Pouvez-Vous Présenter Le Concept De « Glaz Economie » Et Son Articulation Avec La Nouvelle Stratégie Régionale De Développement ?

LCG. Glaz est un mot breton : c’est une couleur entre le bleu, le vert et le gris, qui rappelle la couleur changeante de la mer. Elle correspond bien aux fondamentaux de notre économie et aux défis qu’elle doit relever. Le bleu c’est l’économie de la mer, le vert celle de la terre et le gris celle de l’immatériel. L’enjeu est de combiner les trois dans une teinte harmonieuse et en perpétuel mouvement pour nous adapter à un environnement changeant. C’est le fondement de notre stratégie de développement : nous appuyer sur nos atouts naturels pour nous remettre en cause constamment afin de saisir les opportunités.

L’identité Historique Et Culturelle De La Bretagne Est Unique. Constitue-T-Elle Un Atout Et Comment Est-Elle Prise En Compte Dans Votre Stratégie ?

LCG. Comme je l’ai déjà dit, c’est un atout formidable. Les acteurs économiques bretons l’ont bien compris en développant des produits avec un fort ancrage territorial, y compris pour l’exportation. Et ça marche, car cette identité donne le petit supplément d’âme qui fait souvent la différence dans la concurrence internationale. C’est une force, car savoir qui nous sommes nous permet de nous ouvrir aux autres sans craindre de nous y perdre. La valorisation de cette identité à la fois forte et ouverte est au cœur de notre stratégie.

Entre « Local Et Global », Quel Est Le Bon Équilibre De Votre Politique D’ouverture Internationale ?

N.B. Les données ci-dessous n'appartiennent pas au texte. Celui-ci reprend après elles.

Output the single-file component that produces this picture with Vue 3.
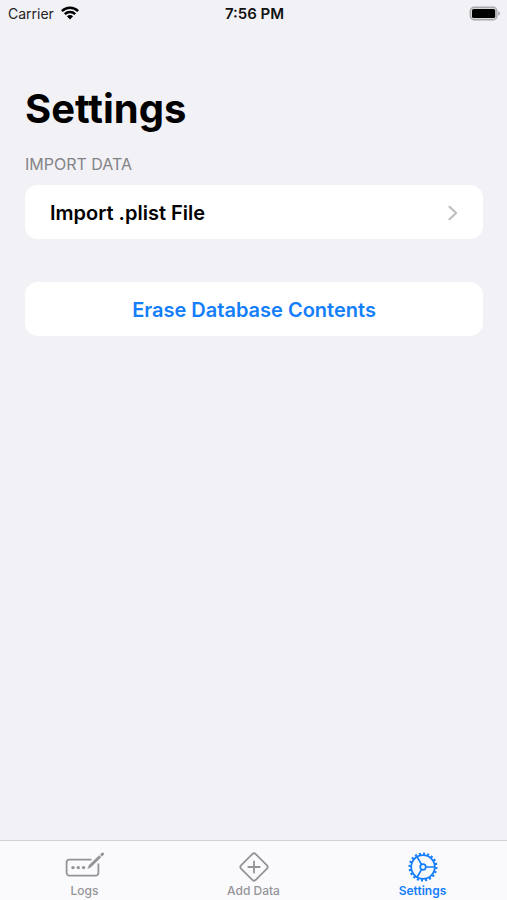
<script setup>
import { ref } from 'vue'

const active = ref('settings')
const tabs = [
  { id: 'logs', label: 'Logs' },
  { id: 'add', label: 'Add Data' },
  { id: 'settings', label: 'Settings' },
]
</script>

<template>
  <div class="screen">
    <header class="status">
      <div class="carrier">
        <span>Carrier</span>
        <svg width="18" height="14" viewBox="0 0 18 14" aria-hidden="true">
          <g fill="none" stroke="#000" stroke-width="2.4">
            <path d="M0.9 5.1A11.5 11.5 0 0 1 17.1 5.1" />
            <path d="M3.8 8.2A7.4 7.4 0 0 1 14.2 8.2" />
          </g>
          <path d="M5.9 10.3A4.4 4.4 0 0 1 12.1 10.3L9 13.4Z" />
        </svg>
      </div>
      <time class="time">7:56 PM</time>
      <div class="battery">
        <svg width="32" height="15" viewBox="0 0 32 15" aria-hidden="true">
          <rect x="1.3" y="1.3" width="26.6" height="12.4" rx="3.8" fill="#d8d8db" stroke="#a9a9ac" stroke-width="1.4" />
          <rect x="3" y="3" width="23.2" height="9" rx="1.6" fill="#000" />
          <path d="M29.2 5.2C30.4 5.7 31 6.5 31 7.5S30.4 9.3 29.2 9.8Z" fill="#a9a9ac" />
        </svg>
      </div>
    </header>

    <main class="content">
      <h1>Settings</h1>
      <section>
        <h2>IMPORT DATA</h2>
        <button type="button" class="row">
          <span>Import .plist File</span>
          <svg width="10" height="16" viewBox="0 0 10 16" aria-hidden="true">
            <path d="M1.5 1.8L8.1 8L1.5 14.2" fill="none" stroke="#bfbfc2" stroke-width="2.2" stroke-linecap="round" stroke-linejoin="round" />
          </svg>
        </button>
      </section>
      <button type="button" class="row erase">Erase Database Contents</button>
    </main>

    <nav class="tabs">
      <button
        v-for="tab in tabs"
        :key="tab.id"
        type="button"
        class="tab"
        :class="{ active: active === tab.id }"
        @click="active = tab.id"
      >
        <svg v-if="tab.id === 'logs'" width="40" height="32" viewBox="0 0 40 32" aria-hidden="true">
          <path d="M26.5 8.6H4.4A2.8 2.8 0 0 0 1.6 11.4V21.8A2.8 2.8 0 0 0 4.4 24.6H30.6A2.8 2.8 0 0 0 33.4 21.8V12.6" fill="none" stroke="currentColor" stroke-width="1.8" />
          <g fill="currentColor">
            <circle cx="8" cy="16.6" r="1.7" />
            <circle cx="13.3" cy="16.6" r="1.7" />
            <circle cx="18.6" cy="16.6" r="1.7" />
            <path d="M22.4 18L24 14.1L34.2 4.2L36.2 6.2L26 16.3Z" />
            <path d="M35 3.4L37 1.7Q38 1.2 38.7 1.9T38.8 3.7L37 5.5Z" />
          </g>
        </svg>
        <svg v-else-if="tab.id === 'add'" width="32" height="32" viewBox="0 0 32 32" aria-hidden="true">
          <g fill="none" stroke="currentColor" stroke-width="1.8" stroke-linecap="round">
            <rect x="5.6" y="5.6" width="20.8" height="20.8" rx="2.8" transform="rotate(45 16 16)" />
            <path d="M16 10.3V21.7M10.3 16H21.7" />
          </g>
        </svg>
        <svg v-else width="32" height="32" viewBox="0 0 32 32" aria-hidden="true">
          <g fill="none" stroke="currentColor">
            <circle cx="16" cy="16" r="11.8" stroke-width="1.8" />
            <circle cx="16" cy="16" r="13.4" stroke-width="2.2" pathLength="80" stroke-dasharray="2 2" />
            <circle cx="16" cy="16" r="2.8" stroke-width="1.7" />
            <path d="M18.8 16H27.5M14.6 13.6L10.2 6M14.6 18.4L10.2 26" stroke-width="1.7" />
          </g>
        </svg>
        <span>{{ tab.label }}</span>
      </button>
    </nav>
  </div>
</template>

<style>
body {
  background: #f2f1f6;
}
</style>

<style scoped>
.screen {
  display: flex;
  flex-direction: column;
  min-height: 100vh;
  background: #f2f1f6;
  color: #000;
  font-family: Inter, "Liberation Sans", sans-serif;
}

button {
  border: 0;
  margin: 0;
  font-family: inherit;
  cursor: pointer;
}

.status {
  display: grid;
  grid-template-columns: 1fr auto 1fr;
  align-items: center;
  height: 26px;
  padding: 0 6px 0 8px;
  font-size: 14px;
}

.carrier {
  display: flex;
  align-items: center;
  gap: 7px;
  color: #222;
}

.time {
  font-size: 15px;
  font-weight: 600;
  color: #111;
}

.battery {
  display: flex;
  justify-content: flex-end;
}

.content {
  flex: 1;
  padding: 58px 24px 24px 25px;
}

h1 {
  margin: 0 0 20px;
  font-size: 40px;
  line-height: 50px;
  font-weight: 700;
}

h2 {
  margin: 0 0 11px;
  font-size: 16px;
  line-height: 20px;
  font-weight: 400;
  color: #838387;
}

.row {
  display: flex;
  align-items: center;
  justify-content: space-between;
  width: 100%;
  height: 54px;
  padding: 2px 25px 0;
  border-radius: 13px;
  background: #fff;
  color: #000;
  font-size: 20px;
  font-weight: 600;
}

.erase {
  justify-content: center;
  margin-top: 43px;
  color: #147efb;
}

.tabs {
  display: grid;
  grid-template-columns: repeat(3, 1fr);
  height: 60px;
  box-sizing: border-box;
  border-top: 1px solid #d2d2d6;
  background: #fafafd;
}

.tab {
  display: flex;
  flex-direction: column;
  align-items: center;
  padding: 10px 0 0;
  background: none;
  color: #949497;
  font-size: 12px;
  line-height: 16px;
  font-weight: 500;
}

.tab.active {
  color: #147efb;
  font-weight: 600;
}
</style>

LCG. Il faut parvenir à cultiver les deux avec une même intensité, c’est notre objectif. Mais on s’aperçoit vite que ce qu’on présente comme une opposition est en fait une synergie. Le local c’est la qualité de vie, c’est donc ce qui fait qu’on se sent fort pour s’ouvrir au global. Et en retour cette ouverture au global permet de se développer et améliore la qualité de vie en local. Je pense qu’en réalité, les deux sont indissociables pour un développement durable.